═══ Material provided ═══

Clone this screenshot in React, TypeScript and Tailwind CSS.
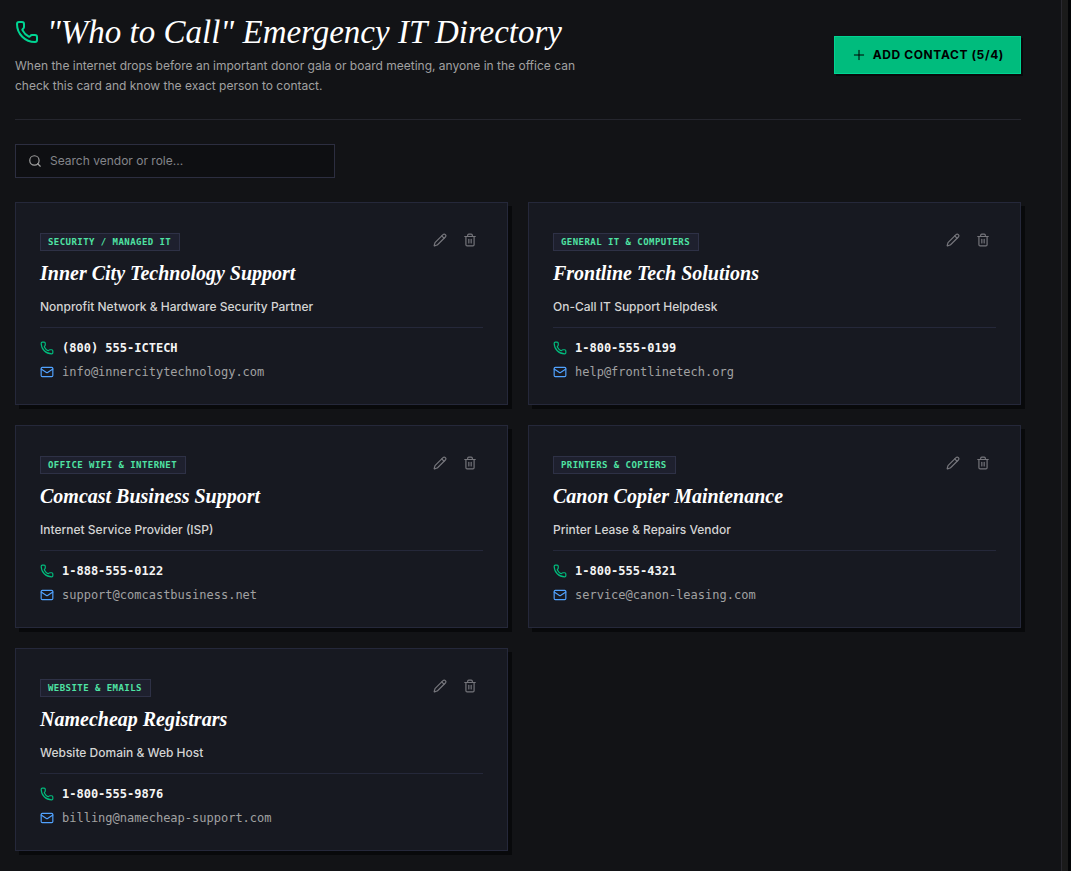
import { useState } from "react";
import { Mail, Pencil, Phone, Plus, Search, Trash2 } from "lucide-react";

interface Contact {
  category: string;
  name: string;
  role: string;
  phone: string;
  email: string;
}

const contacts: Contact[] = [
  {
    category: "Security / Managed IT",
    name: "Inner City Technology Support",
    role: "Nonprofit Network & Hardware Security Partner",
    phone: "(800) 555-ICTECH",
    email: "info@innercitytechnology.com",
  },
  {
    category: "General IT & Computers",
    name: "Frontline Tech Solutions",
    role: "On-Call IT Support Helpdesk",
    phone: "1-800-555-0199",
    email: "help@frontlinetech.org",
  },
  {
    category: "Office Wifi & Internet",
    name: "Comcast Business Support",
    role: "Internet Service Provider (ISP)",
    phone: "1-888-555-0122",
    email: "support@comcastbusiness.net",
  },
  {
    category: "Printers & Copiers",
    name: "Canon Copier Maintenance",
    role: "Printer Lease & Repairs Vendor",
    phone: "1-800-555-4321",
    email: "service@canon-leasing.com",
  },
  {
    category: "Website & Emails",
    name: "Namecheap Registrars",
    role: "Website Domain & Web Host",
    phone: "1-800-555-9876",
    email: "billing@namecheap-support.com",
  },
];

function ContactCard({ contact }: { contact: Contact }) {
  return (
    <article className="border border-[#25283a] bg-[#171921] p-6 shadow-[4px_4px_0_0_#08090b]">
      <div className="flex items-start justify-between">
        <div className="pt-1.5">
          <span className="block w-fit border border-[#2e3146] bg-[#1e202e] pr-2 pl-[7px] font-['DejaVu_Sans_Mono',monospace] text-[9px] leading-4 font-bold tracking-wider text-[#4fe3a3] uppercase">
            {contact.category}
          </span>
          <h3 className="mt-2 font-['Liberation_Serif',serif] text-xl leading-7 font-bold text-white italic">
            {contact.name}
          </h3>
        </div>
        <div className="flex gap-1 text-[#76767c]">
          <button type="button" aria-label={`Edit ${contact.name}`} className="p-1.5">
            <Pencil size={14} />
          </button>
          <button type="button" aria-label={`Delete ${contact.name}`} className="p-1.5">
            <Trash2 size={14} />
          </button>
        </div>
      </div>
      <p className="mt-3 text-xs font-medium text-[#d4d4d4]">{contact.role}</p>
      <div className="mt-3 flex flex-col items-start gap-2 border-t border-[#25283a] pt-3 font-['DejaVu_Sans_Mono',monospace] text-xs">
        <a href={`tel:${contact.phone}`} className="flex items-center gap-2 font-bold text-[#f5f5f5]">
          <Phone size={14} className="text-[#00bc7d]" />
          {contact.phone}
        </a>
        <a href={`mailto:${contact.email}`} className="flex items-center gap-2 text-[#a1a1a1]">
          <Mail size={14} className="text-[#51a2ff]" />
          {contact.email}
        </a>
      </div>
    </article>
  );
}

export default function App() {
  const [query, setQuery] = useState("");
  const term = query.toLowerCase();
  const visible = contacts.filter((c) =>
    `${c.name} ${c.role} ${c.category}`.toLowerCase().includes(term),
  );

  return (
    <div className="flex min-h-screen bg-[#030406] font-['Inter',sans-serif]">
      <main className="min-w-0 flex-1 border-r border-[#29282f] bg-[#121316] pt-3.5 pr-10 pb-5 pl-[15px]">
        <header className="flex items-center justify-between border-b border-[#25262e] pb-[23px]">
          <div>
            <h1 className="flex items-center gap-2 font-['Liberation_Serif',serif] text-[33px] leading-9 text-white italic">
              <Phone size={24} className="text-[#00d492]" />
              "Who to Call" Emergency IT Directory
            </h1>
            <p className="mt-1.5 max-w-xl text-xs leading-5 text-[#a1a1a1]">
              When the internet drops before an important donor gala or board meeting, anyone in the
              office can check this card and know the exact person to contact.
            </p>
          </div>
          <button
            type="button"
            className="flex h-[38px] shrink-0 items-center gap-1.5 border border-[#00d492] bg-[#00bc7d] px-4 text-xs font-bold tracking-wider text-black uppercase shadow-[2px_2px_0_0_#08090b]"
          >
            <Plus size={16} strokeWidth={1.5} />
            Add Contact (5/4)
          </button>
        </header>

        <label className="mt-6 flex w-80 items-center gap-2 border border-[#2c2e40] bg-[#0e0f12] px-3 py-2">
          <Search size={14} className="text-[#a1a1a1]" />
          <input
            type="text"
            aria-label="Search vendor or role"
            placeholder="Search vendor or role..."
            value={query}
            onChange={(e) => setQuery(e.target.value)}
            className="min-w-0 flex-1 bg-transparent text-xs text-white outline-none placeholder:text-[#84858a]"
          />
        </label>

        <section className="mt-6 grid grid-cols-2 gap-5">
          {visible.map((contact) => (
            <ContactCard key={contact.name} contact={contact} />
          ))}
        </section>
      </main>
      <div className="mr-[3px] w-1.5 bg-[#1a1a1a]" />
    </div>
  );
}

═══

**Your goal**
Take each line containing the string "this" and copy it out.

**Reply**
Clone this screenshot in React, TypeScript and Tailwind CSS.
              office can check this card and know the exact person to contact.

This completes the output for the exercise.